Third, smack dab in the middle of the Asian ethnic restaurants and ethnic-owned businesses, was a Weinershnitzel chain, an Office Depot, a Mexican restaurant, an auto parts store, and all sorts of other non-Asian-specific businesses like mattress and tire and carpet stores.
The thing that made me really get started on this line of thought was the question: what happens when an area that was designed and planned to be acultural, becomes a cultural destination? Well, first of all, you run out of parking. Second, you subject pedestrians who are partaking in the cultural attractions to a road system that is designed to facilitate high-volume and high-speed traffic. It's an ugly, non-human-centered landscape that was never designed to be attractive for any reason beyond the content of the shops and warehouses.

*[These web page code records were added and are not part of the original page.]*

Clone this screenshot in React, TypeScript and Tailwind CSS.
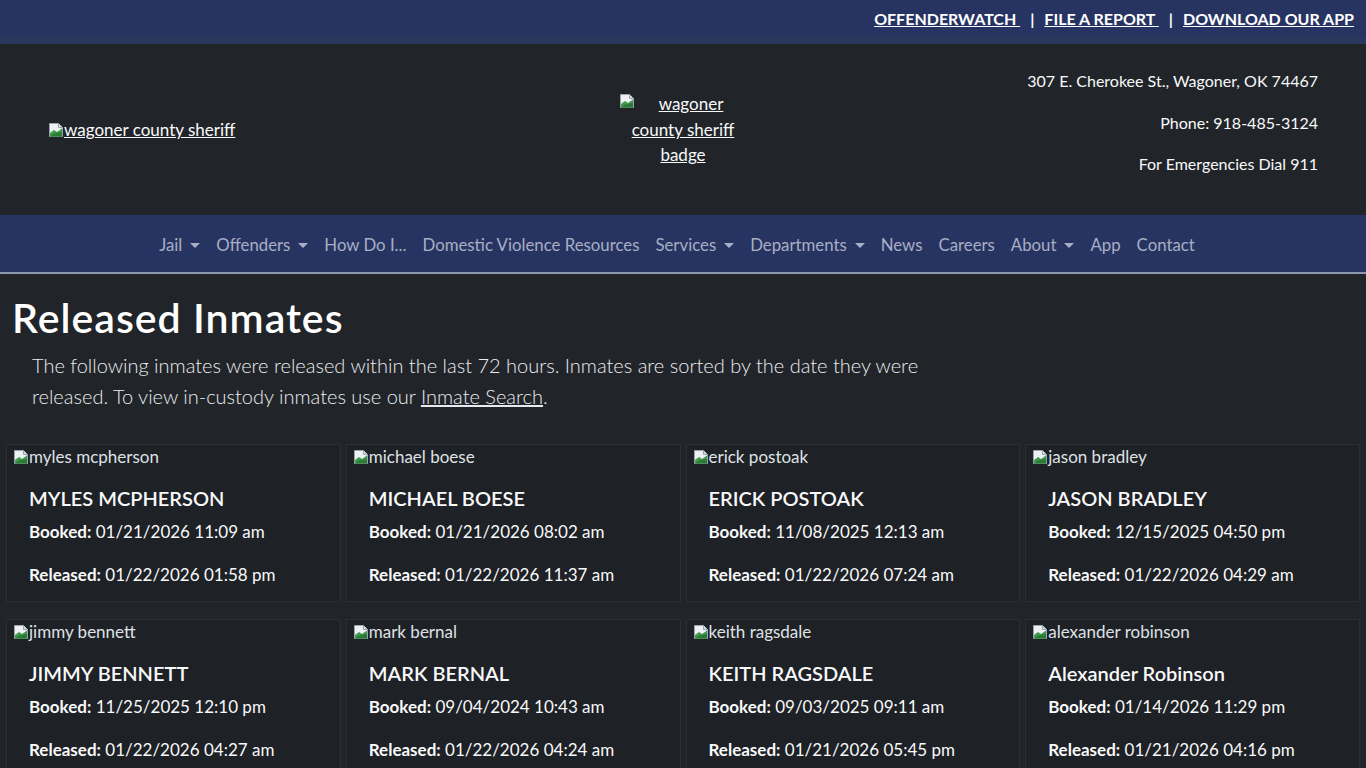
import React from "react"

const font = "font-['Lato','Liberation_Sans',sans-serif]"

// stand-in for the browser's broken-image glyph
function BrokenImg({ className = "" }: { className?: string }) {
    return (
        <svg width="16" height="16" viewBox="0 0 16 16" className={`inline-block align-[-2px] ${className}`}>
            <path d="M1.5 1.5h9l4 4v9h-13z" fill="#eef1f4" stroke="#9aa3ad" />
            <path d="M10.5 1.5v4h4" fill="#d5dbe1" stroke="#9aa3ad" />
            <path d="M2 14.5 L2 11 L6 8 L9 10 L14 6.5 L14 14.5 Z" fill="#3f9a4a" />
            <path d="M2 14.5 L6 11.5 L14 10 L14 14.5 Z" fill="#2c7a36" />
        </svg>
    )
}

function Caret() {
    return (
        <span className="ml-2 inline-block align-[3px] border-x-[5px] border-t-[5px] border-x-transparent border-t-current" />
    )
}

const navItems: { label: string; drop?: boolean }[] = [
    { label: "Jail", drop: true },
    { label: "Offenders", drop: true },
    { label: "How Do I..." },
    { label: "Domestic Violence Resources" },
    { label: "Services", drop: true },
    { label: "Departments", drop: true },
    { label: "News" },
    { label: "Careers" },
    { label: "About", drop: true },
    { label: "App" },
    { label: "Contact" },
]

const inmates = [
    { alt: "myles mcpherson", name: "MYLES MCPHERSON", booked: "01/21/2026 11:09 am", released: "01/22/2026 01:58 pm" },
    { alt: "michael boese", name: "MICHAEL BOESE", booked: "01/21/2026 08:02 am", released: "01/22/2026 11:37 am" },
    { alt: "erick postoak", name: "ERICK POSTOAK", booked: "11/08/2025 12:13 am", released: "01/22/2026 07:24 am" },
    { alt: "jason bradley", name: "JASON BRADLEY", booked: "12/15/2025 04:50 pm", released: "01/22/2026 04:29 am" },
    { alt: "jimmy bennett", name: "JIMMY BENNETT", booked: "11/25/2025 12:10 pm", released: "01/22/2026 04:27 am" },
    { alt: "mark bernal", name: "MARK BERNAL", booked: "09/04/2024 10:43 am", released: "01/22/2026 04:24 am" },
    { alt: "keith ragsdale", name: "KEITH RAGSDALE", booked: "09/03/2025 09:11 am", released: "01/21/2026 05:45 pm" },
    { alt: "alexander robinson", name: "Alexander Robinson", booked: "01/14/2026 11:29 pm", released: "01/21/2026 04:16 pm" },
]

export default function App() {
    return (
        <div className={`${font} min-h-screen bg-[#212529] text-[#f8f9fa]`}>
            {/* top links */}
            <div className="flex h-[44px] items-center justify-end border-b-[7px] border-[#29375d] bg-[#273462] pr-3 text-base font-bold text-white">
                <a className="whitespace-pre underline">OFFENDERWATCH </a>
                <span className="mx-[10px]">|</span>
                <a className="whitespace-pre underline">FILE A REPORT </a>
                <span className="mx-[10px]">|</span>
                <a className="whitespace-pre underline">DOWNLOAD OUR APP</a>
            </div>

            {/* header */}
            <div className="grid h-[171px] grid-cols-3 items-center px-12">
                <div className="text-[17px]">
                    <a className="underline">
                        <BrokenImg />wagoner county sheriff
                    </a>
                </div>
                <div className="flex justify-center">
                    <a className="w-[127px] text-center text-[17px] leading-[25.5px] underline">
                        <BrokenImg className="float-left mt-[2px]" />
                        wagoner county sheriff badge
                    </a>
                </div>
                <div className="pb-[14px] text-right leading-[25.5px]">
                    <p className="mb-4">307 E. Cherokee St., Wagoner, OK 74467</p>
                    <p className="mb-4">Phone: 918-485-3124</p>
                    <p>For Emergencies Dial 911</p>
                </div>
            </div>

            {/* nav */}
            <nav className="flex h-[59px] items-center justify-center border-b-2 border-[#8d97ad] bg-[#273462] pt-[2px] pr-3 text-[16.8px] text-[#a8aec4]">
                {navItems.map((n) => (
                    <a key={n.label} className="px-2">
                        {n.label}
                        {n.drop && <Caret />}
                    </a>
                ))}
            </nav>

            <main className="pt-5">
                <h1 className="pl-3 text-[41px] font-semibold leading-[48px] tracking-[0.025em] text-white">Released Inmates</h1>
                <p className="mt-2 mb-8 max-w-[930px] pl-8 text-[20px] font-light leading-[31px] text-[#e9ecef]">
                    The following inmates were released within the last 72 hours. Inmates are sorted by the date they were released. To view in-custody inmates use our{" "}
                    <a className="underline">Inmate Search</a>.
                </p>

                <div className="grid grid-cols-4 gap-x-[5px] gap-y-[17px] px-[6px]">
                    {inmates.map((m) => (
                        <div key={m.alt} className="border border-[#2b2f34] bg-[#1e2125]">
                            <div className="ml-[6px] h-6 text-[17px] leading-6 text-[#dee2e6]">
                                <BrokenImg />
                                {m.alt}
                            </div>
                            <div className="pt-4 pr-4 pb-[13px] pl-[22px]">
                                <h5 className="mb-[6px] text-[20px] font-semibold leading-[27px]">{m.name}</h5>
                                <p className="mb-4 text-[17px] leading-[27px]">
                                    <b>Booked:</b> {m.booked}
                                </p>
                                <p className="text-[17px] leading-[27px]">
                                    <b>Released:</b> {m.released}
                                </p>
                            </div>
                        </div>
                    ))}
                </div>
            </main>
        </div>
    )
}
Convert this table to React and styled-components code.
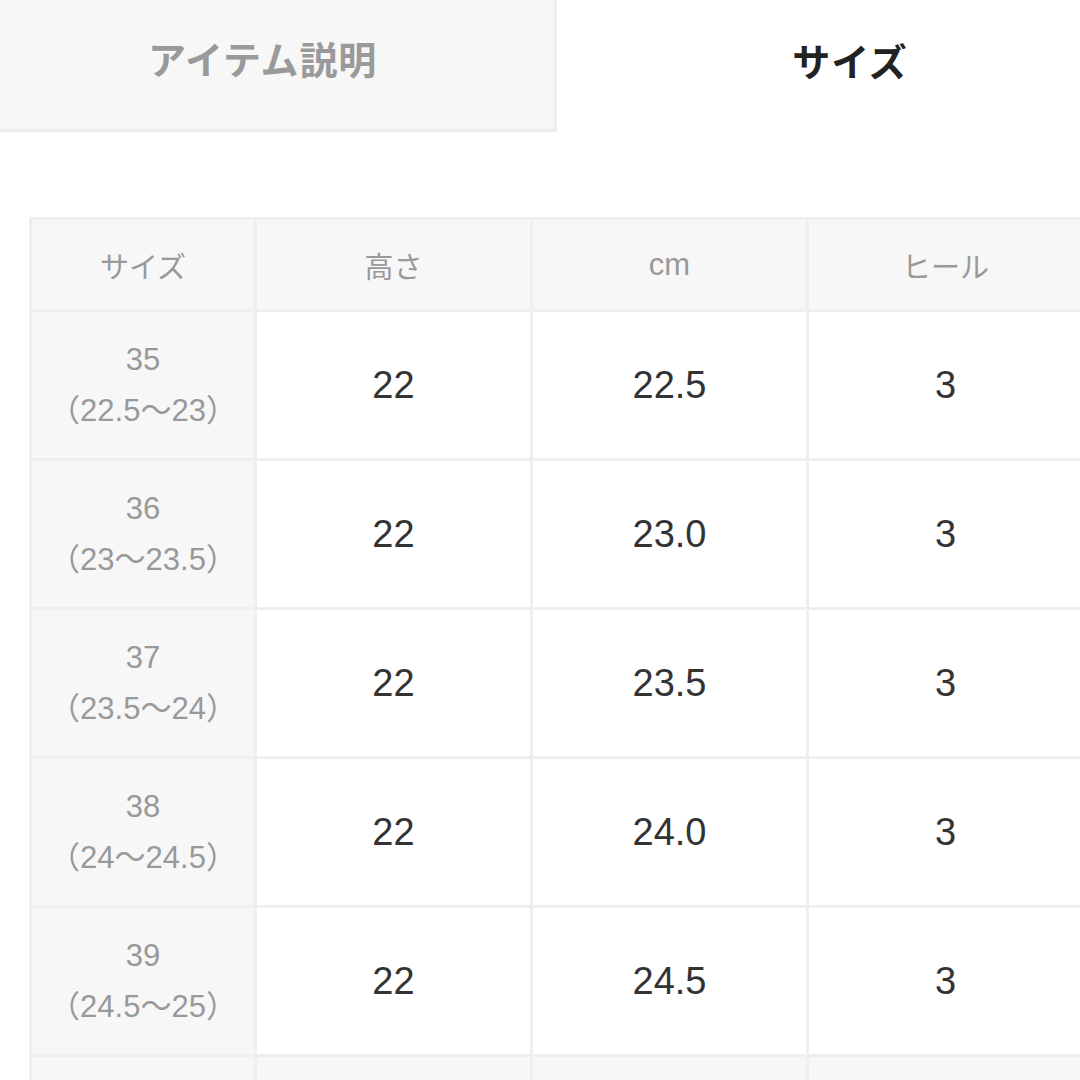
import React from "react";
import styled, { createGlobalStyle } from "styled-components";

const Global = createGlobalStyle`
  html, body { margin: 0; padding: 0; background: #fff; overflow: hidden; }
  body { font-family: "Liberation Sans", "Noto Sans CJK JP", sans-serif; }
`;

const Page = styled.div`
  width: 1172px;
  margin-left: -29px;
`;

const Tabs = styled.div`
  display: grid;
  grid-template-columns: 586px 586px;
  height: 132px;
`;

const Tab = styled.div`
  display: flex;
  align-items: center;
  justify-content: center;
  box-sizing: border-box;
  font-family: "Noto Sans CJK JP", sans-serif;
  font-size: 38px;
  font-weight: 700;
  letter-spacing: 0.8px;
  padding-bottom: 14px;
  color: ${(p) => (p.$active ? "#222" : "#9a9a9a")};
  background: ${(p) => (p.$active ? "#fff" : "#f7f7f7")};
  border-right: ${(p) => (p.$active ? "none" : "3px solid #eeeeee")};
  border-bottom: ${(p) => (p.$active ? "none" : "3px solid #eeeeee")};
`;

const TableWrap = styled.div`
  padding: 85px 57px 0 58px;
`;

const Table = styled.table`
  width: 1056px;
  table-layout: fixed;
  border-collapse: collapse;
  border: 3px solid #efefef;
`;

const Col = styled.col`
  width: ${(p) => p.$w}px;
`;

const HeadCell = styled.th`
  height: 89px;
  padding: 0;
  border: 3px solid #efefef;
  background: #f7f7f7;
  color: #999;
  font-size: 29px;
  font-weight: 400;
  text-align: center;
  vertical-align: middle;
  font-family: "Liberation Sans", "Noto Sans CJK JP", sans-serif;
`;

const UnitText = styled.span`
  font-size: 31px;
`;

const SizeCell = styled.td`
  height: 146px;
  padding: 0;
  border: 3px solid #efefef;
  background: #f7f7f7;
  color: #999;
  font-size: 31px;
  line-height: 51px;
  text-align: center;
  vertical-align: middle;
`;

const ValueCell = styled.td`
  height: 146px;
  padding: 0;
  border: 3px solid #efefef;
  background: ${(p) => (p.$muted ? "#f7f7f7" : "#fff")};
  color: #333;
  font-size: 38px;
  text-align: center;
  vertical-align: middle;
`;

const Line = styled.div``;

const rows = [
  { size: "35", range: "（22.5～23）", h: "22", cm: "22.5", heel: "3" },
  { size: "36", range: "（23～23.5）", h: "22", cm: "23.0", heel: "3" },
  { size: "37", range: "（23.5～24）", h: "22", cm: "23.5", heel: "3" },
  { size: "38", range: "（24～24.5）", h: "22", cm: "24.0", heel: "3" },
  { size: "39", range: "（24.5～25）", h: "22", cm: "24.5", heel: "3" },
];

export default function App() {
  return (
    <Page>
      <Global />
      <Tabs>
        <Tab>アイテム説明</Tab>
        <Tab $active>サイズ</Tab>
      </Tabs>
      <TableWrap>
        <Table>
          <colgroup>
            <Col $w={225} />
            <Col $w={276} />
            <Col $w={276} />
            <Col $w={276} />
          </colgroup>
          <thead>
            <tr>
              <HeadCell>サイズ</HeadCell>
              <HeadCell>高さ</HeadCell>
              <HeadCell><UnitText>cm</UnitText></HeadCell>
              <HeadCell>ヒール</HeadCell>
            </tr>
          </thead>
          <tbody>
            {rows.map((r) => (
              <tr key={r.size}>
                <SizeCell>
                  <Line>{r.size}</Line>
                  <Line>{r.range}</Line>
                </SizeCell>
                <ValueCell>{r.h}</ValueCell>
                <ValueCell>{r.cm}</ValueCell>
                <ValueCell>{r.heel}</ValueCell>
              </tr>
            ))}
            <tr>
              <SizeCell />
              <ValueCell $muted />
              <ValueCell $muted />
              <ValueCell $muted />
            </tr>
          </tbody>
        </Table>
      </TableWrap>
    </Page>
  );
}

So, how does such a landscape become a cultural landscape in an overt sense? Public spaces? Public art? De-emphasizing traffic and parking? What would that transformed, human-centric landscape look like? And most importantly, what role can ethnicity and ethnic identity play in this transformation? How can overt expressions of ethnicity, through physical changes to the man-made landscape, turn an area blighted with concrete and strip malls into a walkable, livable, human-centered neighborhood with significant cultural attractions?
It will be interesting to see how (and if) this growing multi-ethnic Asian community will coalesce into an interest group to rally for changes to the landscape. Will they capitalize on the cultural draw of their neighborhood to lobby for changes that will make this a more attractive place to visit (and spend money), or will the (dare I say) brutal nature of the landscape stymie any such efforts?